▸ **Task directions**
Leave the pictures out and quote every line from the start of the listing to the line with "import React from", inclusive.

=====

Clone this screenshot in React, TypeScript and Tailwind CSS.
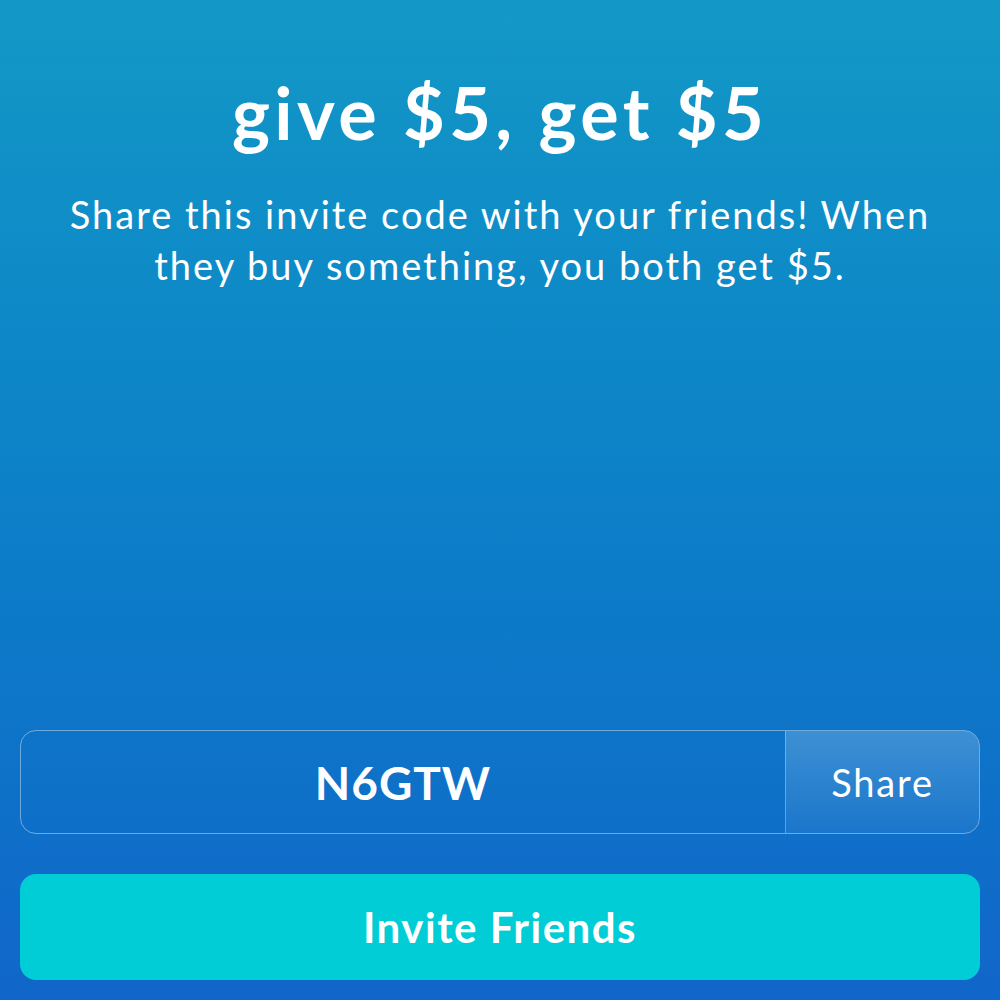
export default function App() {
  return (
    <div
      className="w-[1000px] h-[1000px] flex flex-col bg-gradient-to-b from-[#1398c6] to-[#1166c9] text-white"
      style={{ fontFamily: "Lato, 'Noto Sans', sans-serif" }}
    >
      <div className="flex flex-col items-center pt-[72px] px-[20px]">
        <h1 className="text-[72px] leading-[80px] font-bold tracking-[4.4px] whitespace-nowrap">give $5, get $5</h1>
        <p className="mt-[37px] text-[38px] leading-[51px] text-center tracking-[2px] whitespace-nowrap">
          Share this invite code with your friends! When
          <br />
          they buy something, you both get $5.
        </p>
      </div>
      <div className="flex-1" />
      <div className="px-[20px] pb-[20px] flex flex-col gap-[40px]">
        <div className="h-[104px] flex rounded-[16px] border-[1.5px] border-white/40 overflow-hidden">
          <div className="flex-1 flex items-center justify-center text-[46px] font-bold tracking-[1px]">N6GTW</div>
          <div className="w-[194px] flex items-center justify-center border-l-[1.5px] border-white/30 bg-gradient-to-b from-white/20 to-white/5 text-[38px] tracking-[1.8px]">
            Share
          </div>
        </div>
        <button className="h-[106px] rounded-[16px] bg-[#00cdd6] text-[42px] font-bold tracking-[1.5px]">
          Invite Friends
        </button>
      </div>
    </div>
  );
}
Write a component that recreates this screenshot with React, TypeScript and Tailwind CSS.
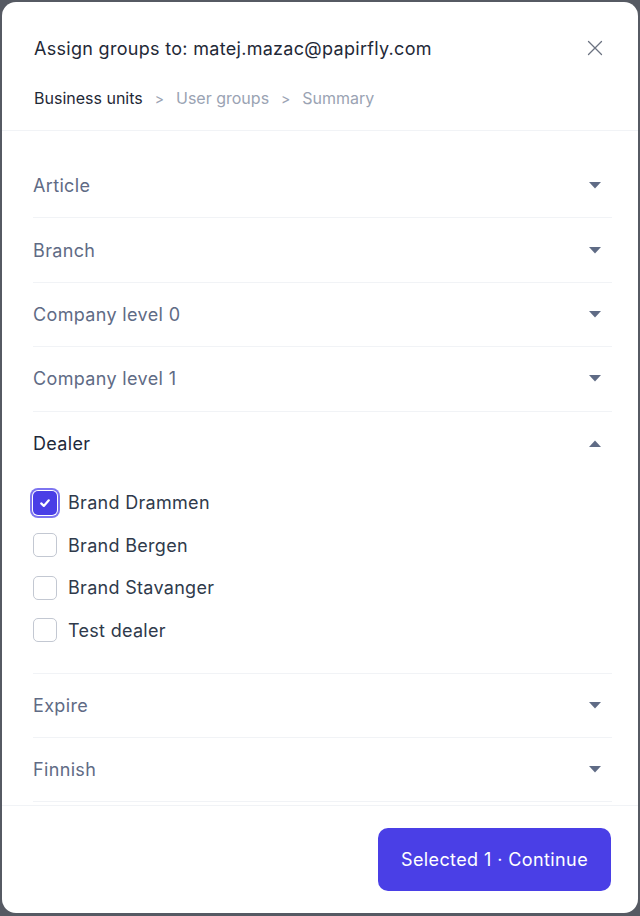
import React from "react";

const Caret = ({ up = false }: { up?: boolean }) => (
  <svg width="12" height="7" viewBox="0 0 12 7" className="shrink-0">
    {up ? (
      <polygon points="0,7 12,7 6,0.5" fill="#5f6b85" />
    ) : (
      <polygon points="0,0 12,0 6,6.5" fill="#5f6b85" />
    )}
  </svg>
);

const Row = ({ label }: { label: string }) => (
  <div className="h-[64.4px] shrink-0 border-b border-[#f1f3f6] flex items-center justify-between pr-[11px]">
    <span className="text-[18px] tracking-[0.35px] text-[#5f6b85]">{label}</span>
    <Caret />
  </div>
);

const Check = ({ label, checked = false }: { label: string; checked?: boolean }) => (
  <div className="h-[42.5px] flex items-center gap-[11px]">
    {checked ? (
      <div className="w-[24px] h-[24px] rounded-[5px] bg-[#4a3fe6] flex items-center justify-center ring-2 ring-[#7d74f0] ring-offset-1">
        <svg width="14" height="14" viewBox="0 0 14 14">
          <path d="M3.2 7.4 L5.8 9.9 L10.8 4.3" stroke="white" strokeWidth="2.2" fill="none" strokeLinecap="round" strokeLinejoin="round" />
        </svg>
      </div>
    ) : (
      <div className="w-[24px] h-[24px] rounded-[5px] border border-[#c3c8d2] bg-white" />
    )}
    <span className="text-[18px] tracking-[0.3px] text-[#2f3a4b]">{label}</span>
  </div>
);

export default function App() {
  return (
    <div className="w-[640px] h-[916px] bg-[#565a63] pt-[2px] pb-[3px] pl-[2px] pr-[2px] font-['Inter',sans-serif]">
      <div className="h-full bg-white rounded-[14px] flex flex-col overflow-hidden">
        <div className="px-[32px] pt-[32px] pb-[20px] border-b border-[#f1f3f6]">
          <div className="flex items-center justify-between h-[28px]">
            <h1 className="text-[18px] font-normal tracking-[0.3px] text-[#1f2937]">
              Assign groups to: matej.mazac@papirfly.com
            </h1>
            <svg width="16" height="16" viewBox="0 0 16 16" className="mr-[3px]">
              <path d="M1.5 1.5 L14.5 14.5 M14.5 1.5 L1.5 14.5" stroke="#6b7280" strokeWidth="1.3" strokeLinecap="round" />
            </svg>
          </div>
          <div className="mt-[24px] h-[24px] flex items-center text-[16px]">
            <span className="text-[#1f2937]">Business units</span>
            <span className="text-[#9aa3b3] text-[14px] mx-[12px]">&gt;</span>
            <span className="text-[#9aa3b3]">User groups</span>
            <span className="text-[#9aa3b3] text-[14px] mx-[12px]">&gt;</span>
            <span className="text-[#9aa3b3]">Summary</span>
          </div>
        </div>
        <div className="flex-1 overflow-hidden pl-[31px] pr-[26px] pt-[23px] flex flex-col">
          <Row label="Article" />
          <Row label="Branch" />
          <Row label="Company level 0" />
          <Row label="Company level 1" />
          <div className="shrink-0 border-b border-[#f1f3f6]">
            <div className="h-[64px] flex items-center justify-between pr-[11px]">
              <span className="text-[18px] tracking-[0.35px] text-[#1e293b]">Dealer</span>
              <Caret up />
            </div>
            <div className="pt-[6px] pb-[21px]">
              <Check label="Brand Drammen" checked />
              <Check label="Brand Bergen" />
              <Check label="Brand Stavanger" />
              <Check label="Test dealer" />
            </div>
          </div>
          <Row label="Expire" />
          <Row label="Finnish" />
        </div>
        <div className="h-[108px] shrink-0 border-t border-[#f1f3f6] flex items-center justify-end pr-[27px]">
          <button className="w-[233px] h-[63px] rounded-[10px] bg-[#4a3fe6] text-white text-[18px] tracking-[0.4px]">
            Selected 1 · Continue
          </button>
        </div>
      </div>
    </div>
  );
}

=====

▸ **Response**
Clone this screenshot in React, TypeScript and Tailwind CSS.
export default function App() {
  return (
    <div
      className="w-[1000px] h-[1000px] flex flex-col bg-gradient-to-b from-[#1398c6] to-[#1166c9] text-white"
      style={{ fontFamily: "Lato, 'Noto Sans', sans-serif" }}
    >
      <div className="flex flex-col items-center pt-[72px] px-[20px]">
        <h1 className="text-[72px] leading-[80px] font-bold tracking-[4.4px] whitespace-nowrap">give $5, get $5</h1>
        <p className="mt-[37px] text-[38px] leading-[51px] text-center tracking-[2px] whitespace-nowrap">
          Share this invite code with your friends! When
          <br />
          they buy something, you both get $5.
        </p>
      </div>
      <div className="flex-1" />
      <div className="px-[20px] pb-[20px] flex flex-col gap-[40px]">
        <div className="h-[104px] flex rounded-[16px] border-[1.5px] border-white/40 overflow-hidden">
          <div className="flex-1 flex items-center justify-center text-[46px] font-bold tracking-[1px]">N6GTW</div>
          <div className="w-[194px] flex items-center justify-center border-l-[1.5px] border-white/30 bg-gradient-to-b from-white/20 to-white/5 text-[38px] tracking-[1.8px]">
            Share
          </div>
        </div>
        <button className="h-[106px] rounded-[16px] bg-[#00cdd6] text-[42px] font-bold tracking-[1.5px]">
          Invite Friends
        </button>
      </div>
    </div>
  );
}
Write a component that recreates this screenshot with React, TypeScript and Tailwind CSS.
import React from "react";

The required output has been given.